Entrepreneur or Dreamer?
2009-10-04 10:52:32
Over the years, Conquent has worked with a lot of entrepreneurs. It's a good thing we also have worked with boring, established companies, or Conquent would never have made it ten years, or ten months for that matter.
I get pulled into these things because I have that ability to translate business ideas into things you can actually hire someone to do. It's a rare skill to actually talk about business in terms of problem solving and a skill that most entrepreneurs lack.
They have a vision, but a vision is often hard to separate from a dream, and if you've ever had someone try to describe their dream over breakfast, you know there isn't a lot of logic to hang onto. ('Christine Brinkley, David Brinkley, I don't know, I just know there was a Brinkley…' I gotta know which one as I have two very different ideas of what I'd do with Christine vs. David…)
I would like to believe that people start businesses for solid reasons -- they want to bring something into the world that no one else can do, that they have some unique talent or idea that will really make a splash, and hopefully some money.
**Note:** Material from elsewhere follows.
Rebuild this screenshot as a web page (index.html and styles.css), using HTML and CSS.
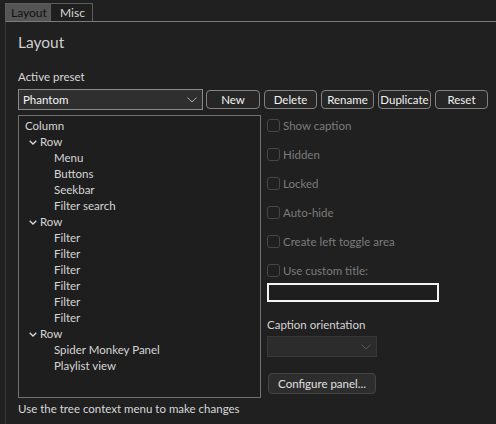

But most people just hate their jobs. What they don't understand is that 99% of the time, people who start their own businesses are simply making a job for themselves, and usually the same job they just came from. Only now, they have to not only do the job they they hated (cook, draft, sell widgets, whatever) but they also have to become an accountant, learn law, make sure they toilets are clean, maintain supplies, collect payments, and corral people who hate their jobs.
And so the dream of being the master of your own domain crashes and burns. Part of it is being alone (which is part of the dream), and part of it is not being able to let go of the fuzzy parts of the dream, or understanding when your vision is lacking.
This doesn't mean you shouldn't chase your dreams, but you shouldn't do it alone. You need partners who think differently than you to clear out the fuzzy parts. Most importantly, and probably most rarely, you need to respect those differences just as they need to respect your way of thinking.
One of my favorite phrases is 'the whole is greater than the sum of the parts' but this is only true if you get the right partners. I've been involved in far too many projects where the whole is substantially less than the sum of the parts; the partners aren't letting each other do their jobs, the process is broken and dragging everyone down.
We're working on a business model to help address a lot of these problems -- giving people the ability to do what they're good at but the security of a broader organization. The model will help, but at the end of the day, it's the relationships we're building as we're taking our own fuzzy vision and turning it into something understandable that can be delivered.